Managing the chaos of rapid growth through structured practice

Rapid growth is the goal of almost every business owner, but it is also one of the most dangerous periods for a company. As you scale, the distance between the founder and the front line grows. You can no longer oversee every detail. This is where many businesses fail. They scale their problems along with their revenue. If your training method is flawed, you are simply scaling that flaw across more employees and more customers.

Structured practice through simulation acts as a stabilizer. It ensures that as you add team members, each one is being held to the same high standard of knowledge and performance. It allows you to move quickly into new markets because you can simulate the unique challenges of those markets before you even arrive. This level of preparation turns the chaos of growth into a managed, strategic expansion. It allows the manager to de-stress because they know the foundation is solid.

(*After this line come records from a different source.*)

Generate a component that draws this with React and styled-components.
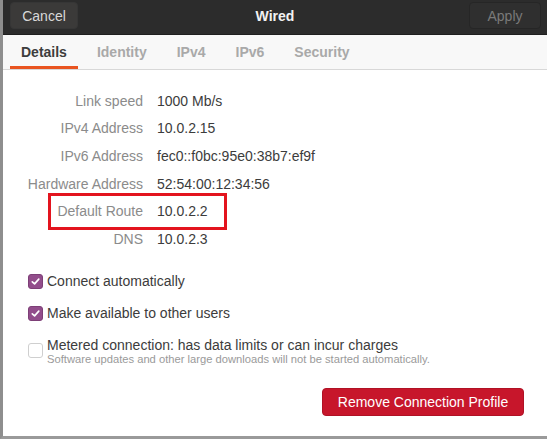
import React from "react";
import styled, { createGlobalStyle } from "styled-components";

const Global = createGlobalStyle`
  html, body { margin: 0; padding: 0; background: #ffffff; }
  body { font-family: "Liberation Sans", Arial, sans-serif; }
  * { box-sizing: border-box; }
`;

const Window = styled.div`
  width: 547px;
  height: 439px;
  display: flex;
  flex-direction: column;
  background: #ffffff;
  border-left: 3px solid #8e8e8e;
  border-bottom: 3px solid #9a9a9a;
  overflow: hidden;
`;

const HeaderBar = styled.div`
  height: 35px;
  flex: none;
  background: #2c2c2c;
  display: flex;
  align-items: center;
  justify-content: space-between;
  padding: 0 6px 3px 7px;
  position: relative;
  border-bottom: 1px solid #1f1f1f;
`;

const HeaderButton = styled.button`
  height: 27px;
  width: ${(p) => p.$w}px;
  border-radius: 4px;
  border: 1px solid ${(p) => (p.$disabled ? "#262626" : "#363636")};
  background: ${(p) => (p.$disabled ? "#2f2f2f" : "#3b3a39")};
  color: ${(p) => (p.$disabled ? "#7a7a7a" : "#d8d8d8")};
  font-family: inherit;
  font-size: 14px;
  padding: 0;
`;

const Title = styled.div`
  position: absolute;
  left: 0;
  right: 0;
  top: 0;
  height: 32px;
  display: flex;
  align-items: center;
  justify-content: center;
  color: #f2f2f2;
  font-weight: 700;
  font-size: 14px;
  pointer-events: none;
`;

const TabBar = styled.div`
  height: 35px;
  flex: none;
  background: #f8f8f8;
  border-bottom: 1px solid #d8d8d8;
  display: flex;
  align-items: stretch;
  gap: 8px;
  padding-left: 7px;
`;

const Tab = styled.div`
  padding: 3px 11px 0;
  display: flex;
  align-items: center;
  font-size: 14px;
  font-weight: 700;
  color: ${(p) => (p.$active ? "#3d3d3d" : "#a9a9a9")};
  border-bottom: 3px solid ${(p) => (p.$active ? "#e95420" : "transparent")};
`;

const Body = styled.div`
  flex: 1;
  display: flex;
  flex-direction: column;
  padding-top: 17px;
`;

const InfoGrid = styled.div`
  display: grid;
  grid-template-columns: 140px 1fr;
  column-gap: 14px;
  grid-auto-rows: 27.6px;
  align-items: center;
`;

const Label = styled.div`
  text-align: right;
  color: #8b8b8b;
  font-size: 14px;
  white-space: nowrap;
  position: relative;
`;

const Value = styled.div`
  color: #3c3c3c;
  font-size: 14px;
  white-space: nowrap;
`;

const Highlight = styled.div`
  position: absolute;
  left: 45px;
  top: -10px;
  width: 179px;
  height: 37px;
  border: 3px solid #e3141e;
  pointer-events: none;
`;

const Options = styled.div`
  display: flex;
  flex-direction: column;
  gap: 13px;
  padding-left: 25px;
  margin-top: 19px;
`;

const Option = styled.label`
  display: flex;
  align-items: center;
  gap: 4px;
  min-height: 19px;
`;

const Box = styled.span`
  width: 15px;
  height: 15px;
  flex: none;
  border-radius: 3px;
  display: flex;
  align-items: center;
  justify-content: center;
  background: ${(p) => (p.$checked ? "#924d8b" : "#ffffff")};
  border: 1px solid ${(p) => (p.$checked ? "#7d3f77" : "#cfcfcf")};
`;

const OptionText = styled.div`
  display: flex;
  flex-direction: column;
`;

const OptionTitle = styled.span`
  font-size: 14px;
  color: #3c3c3c;
  line-height: 18px;
`;

const OptionHint = styled.span`
  font-size: 11.2px;
  color: #9a9a9a;
  line-height: 11px;
`;

const Footer = styled.div`
  display: flex;
  justify-content: flex-end;
  padding-right: 23px;
  margin-top: 23px;
`;

const DangerButton = styled.button`
  width: 202px;
  height: 28px;
  border-radius: 4px;
  border: 1px solid #b01225;
  background: #c7162b;
  color: #ffffff;
  font-family: inherit;
  font-size: 14px;
  padding: 0;
`;

const Check = () => (
  <svg width="11" height="11" viewBox="0 0 12 12">
    <path d="M2.5 6.3 L5 8.6 L9.6 3.4" fill="none" stroke="#fff" strokeWidth="1.8" strokeLinecap="round" strokeLinejoin="round" />
  </svg>
);

const rows = [
  ["Link speed", "1000 Mb/s"],
  ["IPv4 Address", "10.0.2.15"],
  ["IPv6 Address", "fec0::f0bc:95e0:38b7:ef9f"],
  ["Hardware Address", "52:54:00:12:34:56"],
  ["Default Route", "10.0.2.2", true],
  ["DNS", "10.0.2.3"],
];

export default function App() {
  return (
    <>
      <Global />
      <Window>
        <HeaderBar>
          <HeaderButton $w={68}>Cancel</HeaderButton>
          <Title>Wired</Title>
          <HeaderButton $w={72} $disabled>Apply</HeaderButton>
        </HeaderBar>
        <TabBar>
          <Tab $active>Details</Tab>
          <Tab>Identity</Tab>
          <Tab>IPv4</Tab>
          <Tab>IPv6</Tab>
          <Tab>Security</Tab>
        </TabBar>
        <Body>
          <InfoGrid>
            {rows.map(([l, v, hl]) => (
              <React.Fragment key={l}>
                <Label>
                  {hl && <Highlight />}
                  {l}
                </Label>
                <Value>{v}</Value>
              </React.Fragment>
            ))}
          </InfoGrid>
          <Options>
            <Option>
              <Box $checked><Check /></Box>
              <OptionText><OptionTitle>Connect automatically</OptionTitle></OptionText>
            </Option>
            <Option>
              <Box $checked><Check /></Box>
              <OptionText><OptionTitle>Make available to other users</OptionTitle></OptionText>
            </Option>
            <Option>
              <Box />
              <OptionText>
                <OptionTitle>Metered connection: has data limits or can incur charges</OptionTitle>
                <OptionHint>Software updates and other large downloads will not be started automatically.</OptionHint>
              </OptionText>
            </Option>
          </Options>
          <Footer>
            <DangerButton>Remove Connection Profile</DangerButton>
          </Footer>
        </Body>
      </Window>
    </>
  );
}
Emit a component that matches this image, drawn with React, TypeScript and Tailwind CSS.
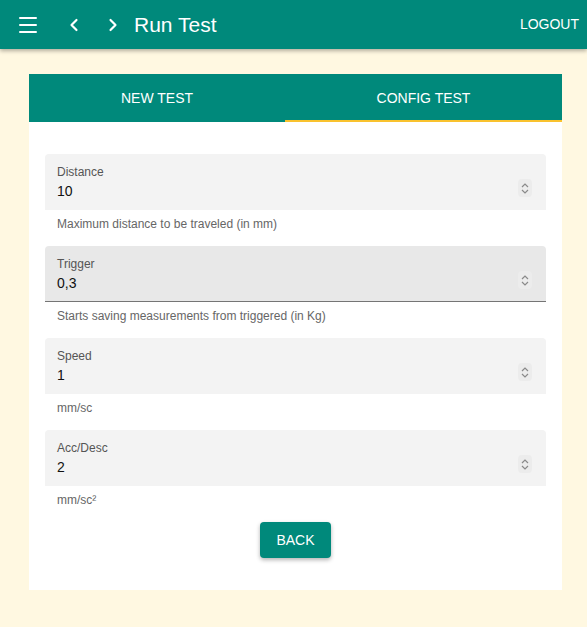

In some industries, the stakes go beyond lost revenue. In high risk environments, a mistake can lead to serious injury or significant physical damage. In these cases, it is critical that the team does not merely look at the training material. They have to truly understand and retain the information. They need to have the muscle memory of the correct procedure. Trial by fire is not just a metaphor in these industries. It is a literal danger.

Using a platform that requires the user to demonstrate understanding through simulation ensures that they are ready for the real thing. It provides the manager with documented proof of competence. We often wonder about the unknowns in our business. What does our team not know? Where are the gaps in their understanding? Simulation surfaces these unknowns before they become accidents. It allows us to ask the questions we might have missed and to address the fears our team might be too afraid to voice. By choosing to move away from the burn of the trial by fire, you are choosing to build a business that is remarkable, solid, and built to last.